[Begin Given data]
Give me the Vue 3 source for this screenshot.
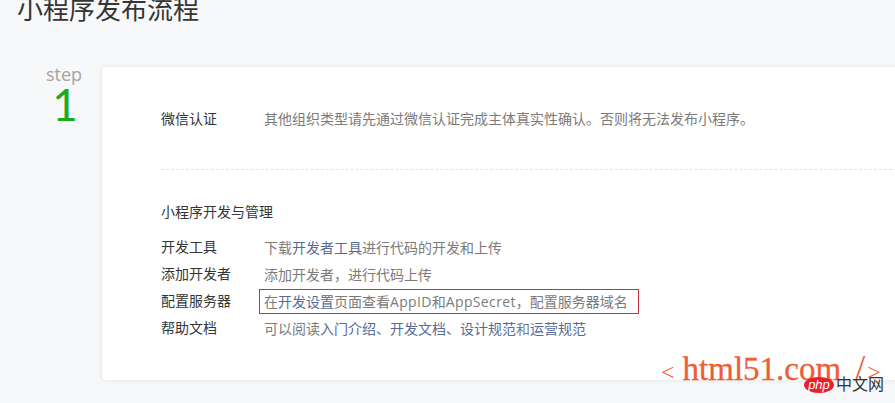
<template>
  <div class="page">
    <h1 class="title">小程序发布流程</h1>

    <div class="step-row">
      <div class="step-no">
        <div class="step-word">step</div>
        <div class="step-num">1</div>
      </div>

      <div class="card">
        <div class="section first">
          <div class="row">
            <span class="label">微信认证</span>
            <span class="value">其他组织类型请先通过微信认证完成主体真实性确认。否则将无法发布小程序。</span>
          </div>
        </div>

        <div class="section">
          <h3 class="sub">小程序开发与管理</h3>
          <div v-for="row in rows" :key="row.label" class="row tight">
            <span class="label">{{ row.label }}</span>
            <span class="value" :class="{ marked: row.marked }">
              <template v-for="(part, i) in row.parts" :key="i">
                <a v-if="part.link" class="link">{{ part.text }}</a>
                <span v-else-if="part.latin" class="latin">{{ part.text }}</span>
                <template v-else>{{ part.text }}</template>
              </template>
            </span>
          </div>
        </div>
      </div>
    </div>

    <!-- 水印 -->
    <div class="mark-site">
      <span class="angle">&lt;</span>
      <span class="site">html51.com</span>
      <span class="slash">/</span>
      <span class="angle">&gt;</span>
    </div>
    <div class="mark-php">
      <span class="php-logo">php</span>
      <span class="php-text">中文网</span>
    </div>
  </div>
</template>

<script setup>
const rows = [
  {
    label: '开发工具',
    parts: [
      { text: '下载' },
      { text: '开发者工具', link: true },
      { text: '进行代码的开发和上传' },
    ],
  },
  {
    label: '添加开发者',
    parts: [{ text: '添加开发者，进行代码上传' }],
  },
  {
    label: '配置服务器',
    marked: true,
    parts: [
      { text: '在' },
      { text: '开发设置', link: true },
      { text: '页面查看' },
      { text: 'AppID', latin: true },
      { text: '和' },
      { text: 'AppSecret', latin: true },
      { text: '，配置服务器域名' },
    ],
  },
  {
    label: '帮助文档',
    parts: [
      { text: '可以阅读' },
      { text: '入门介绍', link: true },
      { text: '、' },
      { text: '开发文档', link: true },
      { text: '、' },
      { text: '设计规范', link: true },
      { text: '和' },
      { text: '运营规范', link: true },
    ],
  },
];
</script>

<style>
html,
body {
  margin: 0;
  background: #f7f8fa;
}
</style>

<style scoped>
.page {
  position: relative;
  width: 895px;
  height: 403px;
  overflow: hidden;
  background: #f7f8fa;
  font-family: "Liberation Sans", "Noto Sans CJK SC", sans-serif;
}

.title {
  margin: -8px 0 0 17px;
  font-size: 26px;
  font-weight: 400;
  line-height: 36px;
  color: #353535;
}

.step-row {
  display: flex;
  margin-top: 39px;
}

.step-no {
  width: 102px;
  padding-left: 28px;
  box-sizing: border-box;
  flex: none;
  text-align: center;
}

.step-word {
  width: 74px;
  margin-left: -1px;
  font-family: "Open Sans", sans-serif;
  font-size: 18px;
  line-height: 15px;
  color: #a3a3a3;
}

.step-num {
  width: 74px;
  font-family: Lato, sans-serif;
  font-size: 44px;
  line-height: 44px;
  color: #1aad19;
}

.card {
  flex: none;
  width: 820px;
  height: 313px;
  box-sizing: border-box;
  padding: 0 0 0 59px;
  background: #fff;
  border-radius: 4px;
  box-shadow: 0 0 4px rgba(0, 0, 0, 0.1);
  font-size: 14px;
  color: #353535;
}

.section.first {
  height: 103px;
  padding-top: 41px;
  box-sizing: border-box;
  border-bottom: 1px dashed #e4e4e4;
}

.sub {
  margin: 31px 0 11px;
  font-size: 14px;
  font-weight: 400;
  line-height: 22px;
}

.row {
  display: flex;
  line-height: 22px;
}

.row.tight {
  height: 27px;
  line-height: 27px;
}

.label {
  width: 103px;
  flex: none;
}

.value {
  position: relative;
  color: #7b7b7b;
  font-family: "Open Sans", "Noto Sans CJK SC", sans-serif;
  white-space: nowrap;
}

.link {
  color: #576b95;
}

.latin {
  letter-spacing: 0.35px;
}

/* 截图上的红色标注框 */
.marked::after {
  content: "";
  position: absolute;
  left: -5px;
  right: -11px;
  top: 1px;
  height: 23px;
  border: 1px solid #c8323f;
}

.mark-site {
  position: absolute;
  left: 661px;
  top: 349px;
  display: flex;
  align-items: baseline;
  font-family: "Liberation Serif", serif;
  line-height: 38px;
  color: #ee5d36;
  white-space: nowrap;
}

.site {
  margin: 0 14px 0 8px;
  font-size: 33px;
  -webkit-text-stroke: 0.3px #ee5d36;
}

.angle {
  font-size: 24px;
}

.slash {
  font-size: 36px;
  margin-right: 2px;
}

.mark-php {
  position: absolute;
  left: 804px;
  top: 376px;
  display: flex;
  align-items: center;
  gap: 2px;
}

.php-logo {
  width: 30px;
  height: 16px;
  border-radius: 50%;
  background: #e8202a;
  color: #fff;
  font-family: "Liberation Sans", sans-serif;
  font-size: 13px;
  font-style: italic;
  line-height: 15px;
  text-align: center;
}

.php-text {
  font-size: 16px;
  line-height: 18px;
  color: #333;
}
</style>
[End Given data]
_What is being asked_
Repeat the material above in full and exactly, apart from the pictures.

_Answer for the task_
Give me the Vue 3 source for this screenshot.
<template>
  <div class="page">
    <h1 class="title">小程序发布流程</h1>

    <div class="step-row">
      <div class="step-no">
        <div class="step-word">step</div>
        <div class="step-num">1</div>
      </div>

      <div class="card">
        <div class="section first">
          <div class="row">
            <span class="label">微信认证</span>
            <span class="value">其他组织类型请先通过微信认证完成主体真实性确认。否则将无法发布小程序。</span>
          </div>
        </div>

        <div class="section">
          <h3 class="sub">小程序开发与管理</h3>
          <div v-for="row in rows" :key="row.label" class="row tight">
            <span class="label">{{ row.label }}</span>
            <span class="value" :class="{ marked: row.marked }">
              <template v-for="(part, i) in row.parts" :key="i">
                <a v-if="part.link" class="link">{{ part.text }}</a>
                <span v-else-if="part.latin" class="latin">{{ part.text }}</span>
                <template v-else>{{ part.text }}</template>
              </template>
            </span>
          </div>
        </div>
      </div>
    </div>

    <!-- 水印 -->
    <div class="mark-site">
      <span class="angle">&lt;</span>
      <span class="site">html51.com</span>
      <span class="slash">/</span>
      <span class="angle">&gt;</span>
    </div>
    <div class="mark-php">
      <span class="php-logo">php</span>
      <span class="php-text">中文网</span>
    </div>
  </div>
</template>

<script setup>
const rows = [
  {
    label: '开发工具',
    parts: [
      { text: '下载' },
      { text: '开发者工具', link: true },
      { text: '进行代码的开发和上传' },
    ],
  },
  {
    label: '添加开发者',
    parts: [{ text: '添加开发者，进行代码上传' }],
  },
  {
    label: '配置服务器',
    marked: true,
    parts: [
      { text: '在' },
      { text: '开发设置', link: true },
      { text: '页面查看' },
      { text: 'AppID', latin: true },
      { text: '和' },
      { text: 'AppSecret', latin: true },
      { text: '，配置服务器域名' },
    ],
  },
  {
    label: '帮助文档',
    parts: [
      { text: '可以阅读' },
      { text: '入门介绍', link: true },
      { text: '、' },
      { text: '开发文档', link: true },
      { text: '、' },
      { text: '设计规范', link: true },
      { text: '和' },
      { text: '运营规范', link: true },
    ],
  },
];
</script>

<style>
html,
body {
  margin: 0;
  background: #f7f8fa;
}
</style>

<style scoped>
.page {
  position: relative;
  width: 895px;
  height: 403px;
  overflow: hidden;
  background: #f7f8fa;
  font-family: "Liberation Sans", "Noto Sans CJK SC", sans-serif;
}

.title {
  margin: -8px 0 0 17px;
  font-size: 26px;
  font-weight: 400;
  line-height: 36px;
  color: #353535;
}

.step-row {
  display: flex;
  margin-top: 39px;
}

.step-no {
  width: 102px;
  padding-left: 28px;
  box-sizing: border-box;
  flex: none;
  text-align: center;
}

.step-word {
  width: 74px;
  margin-left: -1px;
  font-family: "Open Sans", sans-serif;
  font-size: 18px;
  line-height: 15px;
  color: #a3a3a3;
}

.step-num {
  width: 74px;
  font-family: Lato, sans-serif;
  font-size: 44px;
  line-height: 44px;
  color: #1aad19;
}

.card {
  flex: none;
  width: 820px;
  height: 313px;
  box-sizing: border-box;
  padding: 0 0 0 59px;
  background: #fff;
  border-radius: 4px;
  box-shadow: 0 0 4px rgba(0, 0, 0, 0.1);
  font-size: 14px;
  color: #353535;
}

.section.first {
  height: 103px;
  padding-top: 41px;
  box-sizing: border-box;
  border-bottom: 1px dashed #e4e4e4;
}

.sub {
  margin: 31px 0 11px;
  font-size: 14px;
  font-weight: 400;
  line-height: 22px;
}

.row {
  display: flex;
  line-height: 22px;
}

.row.tight {
  height: 27px;
  line-height: 27px;
}

.label {
  width: 103px;
  flex: none;
}

.value {
  position: relative;
  color: #7b7b7b;
  font-family: "Open Sans", "Noto Sans CJK SC", sans-serif;
  white-space: nowrap;
}

.link {
  color: #576b95;
}

.latin {
  letter-spacing: 0.35px;
}

/* 截图上的红色标注框 */
.marked::after {
  content: "";
  position: absolute;
  left: -5px;
  right: -11px;
  top: 1px;
  height: 23px;
  border: 1px solid #c8323f;
}

.mark-site {
  position: absolute;
  left: 661px;
  top: 349px;
  display: flex;
  align-items: baseline;
  font-family: "Liberation Serif", serif;
  line-height: 38px;
  color: #ee5d36;
  white-space: nowrap;
}

.site {
  margin: 0 14px 0 8px;
  font-size: 33px;
  -webkit-text-stroke: 0.3px #ee5d36;
}

.angle {
  font-size: 24px;
}

.slash {
  font-size: 36px;
  margin-right: 2px;
}

.mark-php {
  position: absolute;
  left: 804px;
  top: 376px;
  display: flex;
  align-items: center;
  gap: 2px;
}

.php-logo {
  width: 30px;
  height: 16px;
  border-radius: 50%;
  background: #e8202a;
  color: #fff;
  font-family: "Liberation Sans", sans-serif;
  font-size: 13px;
  font-style: italic;
  line-height: 15px;
  text-align: center;
}

.php-text {
  font-size: 16px;
  line-height: 18px;
  color: #333;
}
</style>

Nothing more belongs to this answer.